The majority of my readers know who I am. And if you don’t there’s one thing you should know about me — I love gadgets. I’m well known for being an Apple fanatic, but when it comes to health and wellness I have a plethora of trinkets that collect a variety of data to help me stay motivated.
At the end of the day though, if your data isn’t being used for anything, it’s just a bunch of numbers sitting on your phone screen… or somewhere. Between the smart scale, apple watch, MyFitnessPal, and sleep tracker, almost every detail of my life is being tracked from the number of hours slept, weight, steps, calories burned, heart rate (active and resting) and my caloric and macronutrient intake.
Realistically, this data is all simply information that’s “nice to know”. I highly doubt any of the competitive bodybuilders from a few decades ago were actively tracking this information. That being said, now that fitness trackers are on the rise and everything has to be “smart” and connect with your phone, I also think it’s more important than ever to make sense of what everything actually means.

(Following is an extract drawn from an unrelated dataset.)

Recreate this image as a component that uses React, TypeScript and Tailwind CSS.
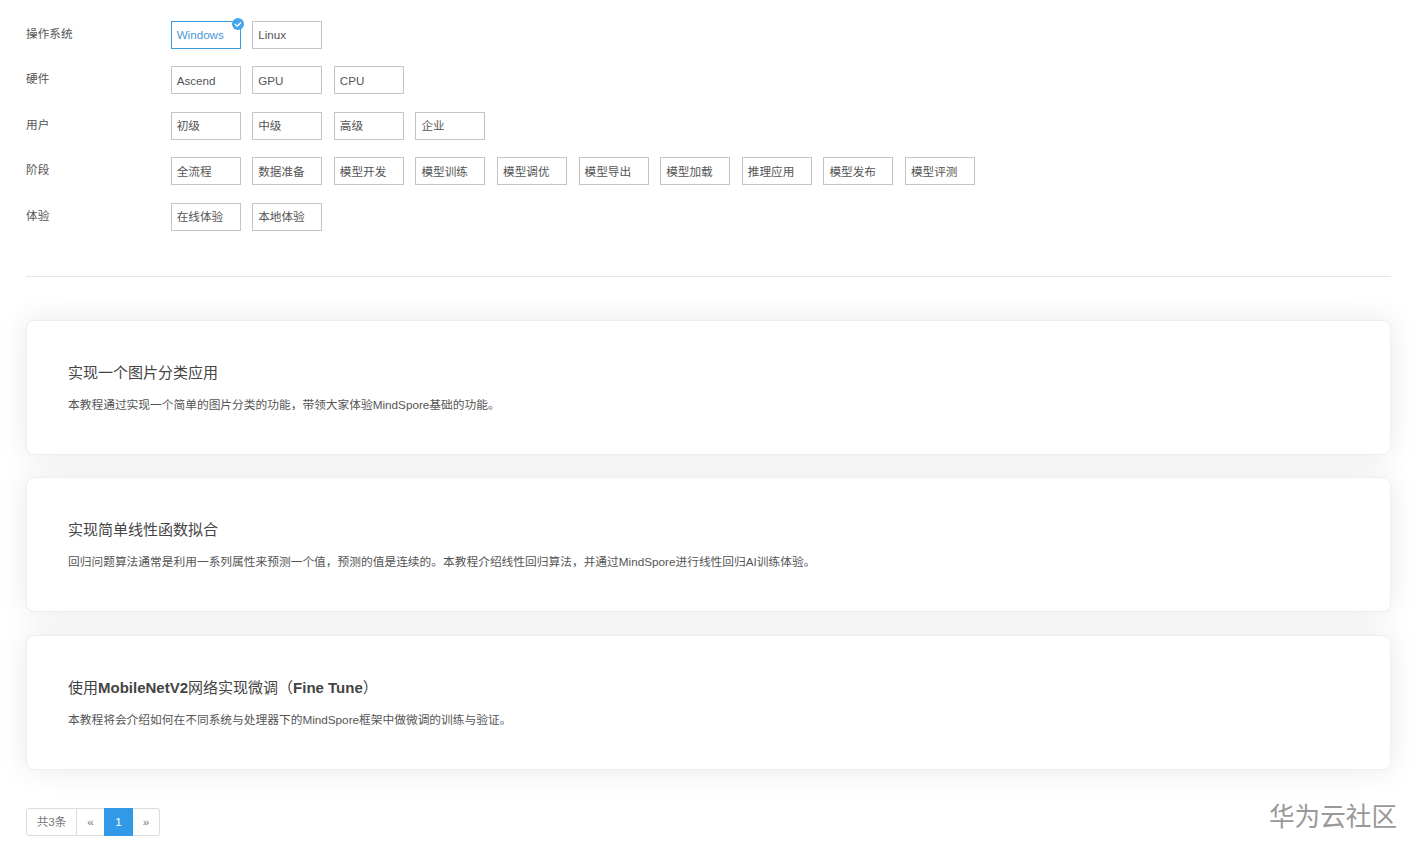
const filters = [
  { label: '操作系统', options: ['Windows', 'Linux'] },
  { label: '硬件', options: ['Ascend', 'GPU', 'CPU'] },
  { label: '用户', options: ['初级', '中级', '高级', '企业'] },
  {
    label: '阶段',
    options: ['全流程', '数据准备', '模型开发', '模型训练', '模型调优', '模型导出', '模型加载', '推理应用', '模型发布', '模型评测'],
  },
  { label: '体验', options: ['在线体验', '本地体验'] },
];

const tutorials = [
  {
    title: <>实现一个图片分类应用</>,
    desc: '本教程通过实现一个简单的图片分类的功能\uFF0C带领大家体验MindSpore基础的功能。',
  },
  {
    title: <>实现简单线性函数拟合</>,
    desc: '回归问题算法通常是利用一系列属性来预测一个值\uFF0C预测的值是连续的。本教程介绍线性回归算法\uFF0C并通过MindSpore进行线性回归AI训练体验。',
  },
  {
    title: (
      <>
        使用<b className="font-bold">MobileNetV2</b>网络实现微调{'\uFF08'}<b className="font-bold">Fine Tune</b>{'\uFF09'}
      </>
    ),
    desc: '本教程将会介绍如何在不同系统与处理器下的MindSpore框架中做微调的训练与验证。',
  },
];

function CheckBadge() {
  return (
    <svg viewBox="0 0 12 12" aria-hidden="true" className="absolute -right-[4px] -top-[4px] h-3 w-3">
      <circle cx="6" cy="6" r="6" fill="#44a6ee" />
      <path d="M3 6l2.2 2.2L9 4.4" fill="none" stroke="#fff" strokeWidth="1.4" />
    </svg>
  );
}

export default function App() {
  return (
    <div lang="zh-CN" className="relative h-[857px] overflow-hidden bg-white pr-[25px] pl-[26px] pt-[20.75px] font-['Liberation_Sans','Noto_Sans_CJK_SC',sans-serif] text-[#555]">
      <div className="flex flex-col gap-[17.5px] border-b border-[#e5e5e5] pb-[45.25px]">
        {filters.map((row) => (
          <div key={row.label} className="flex items-start">
            <div className="w-[144.65px] pt-[5px] text-[11.64px] leading-[16px]">{row.label}</div>
            <div className="flex gap-[11.6px]">
              {row.options.map((opt) => {
                const active = opt === 'Windows';
                return (
                  <button
                    key={opt}
                    type="button"
                    className={
                      active
                        ? 'relative h-7 w-[70px] border border-[#3b9ae0] pl-[5px] text-left text-[11.64px] text-[#4a98d8]'
                        : 'relative h-7 w-[70px] border border-[#c4c4c4] pl-[5px] text-left text-[11.64px] text-[#555]'
                    }
                  >
                    {opt}
                    {active ? <CheckBadge /> : null}
                  </button>
                );
              })}
            </div>
          </div>
        ))}
      </div>

      <div className="mt-[43px] flex flex-col gap-[22.25px]">
        {tutorials.map((t) => (
          <div
            key={t.desc}
            className="h-[135px] rounded-[8px] border border-[#eee] bg-white pl-[41px] pt-[42px] shadow-[0_0_30px_rgba(0,0,0,0.09)]"
          >
            <h3 className="text-[15px] leading-[20px] font-normal text-[#444]">{t.title}</h3>
            <p className="mt-[13px] text-[11.72px] leading-[18px] text-[#555]">{t.desc}</p>
          </div>
        ))}
      </div>

      <div className="mt-[38.5px] flex h-7 w-fit text-[11.64px] text-[#777]">
        <span className="flex w-[51px] items-center justify-center rounded-l-[3px] border border-[#ddd]">共3条</span>
        <span className="-ml-px flex w-[29px] items-center justify-center border border-[#ddd]">«</span>
        <span className="-ml-px flex w-[29px] items-center justify-center bg-[#3199e6] text-white">1</span>
        <span className="flex w-[27px] items-center justify-center rounded-r-[3px] border border-l-0 border-[#ddd]">»</span>
      </div>

      <div className="absolute right-[19px] bottom-[26px] text-[25.6px] leading-[28px] text-[#999]">华为云社区</div>
    </div>
  );
}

A good analogy that struck me while I was on my commute today involved the assessment cycle. There’s this notion that assessment occurs on a cycle instead of a linear pathway, where once you’ve collected and analyzed your data, it’s important to utilize the data to change your program or services. Typically, this involves a survey and using the survey data to actually improve programming instead of just saying “well that’s great, we did a survey!”.
On the research end, just imagine if Darwin spent years collecting specimen, and simply said “well great! I have tons of pretty pictures in a book, my work here is done”. Well evolution would probably have been coined by someone else.
An exaggerated example aside, the importance of using data can be demonstrated, albeit in a relatively obnoxious fashion. The app that I use is to do this is Addapp. Addapp utilizes all of the data that you may or may not track and create meaningful connections and suggestions (that they call Action Points) to actually use the data to improve your health.
So far a lot of the information is “relative” to other users, but what the app currently offers is promising. During the few minutes I have off work, I check the app to see what new insights have been generated to see if there are any actionable things that I might consider changing, or if it’s simply time to reinforce that I’ve been doing good.
Given that the app is free, I’d recommend you to check it out — who knows, with time the app might just provide more insight that creates powerful connections across your different habits!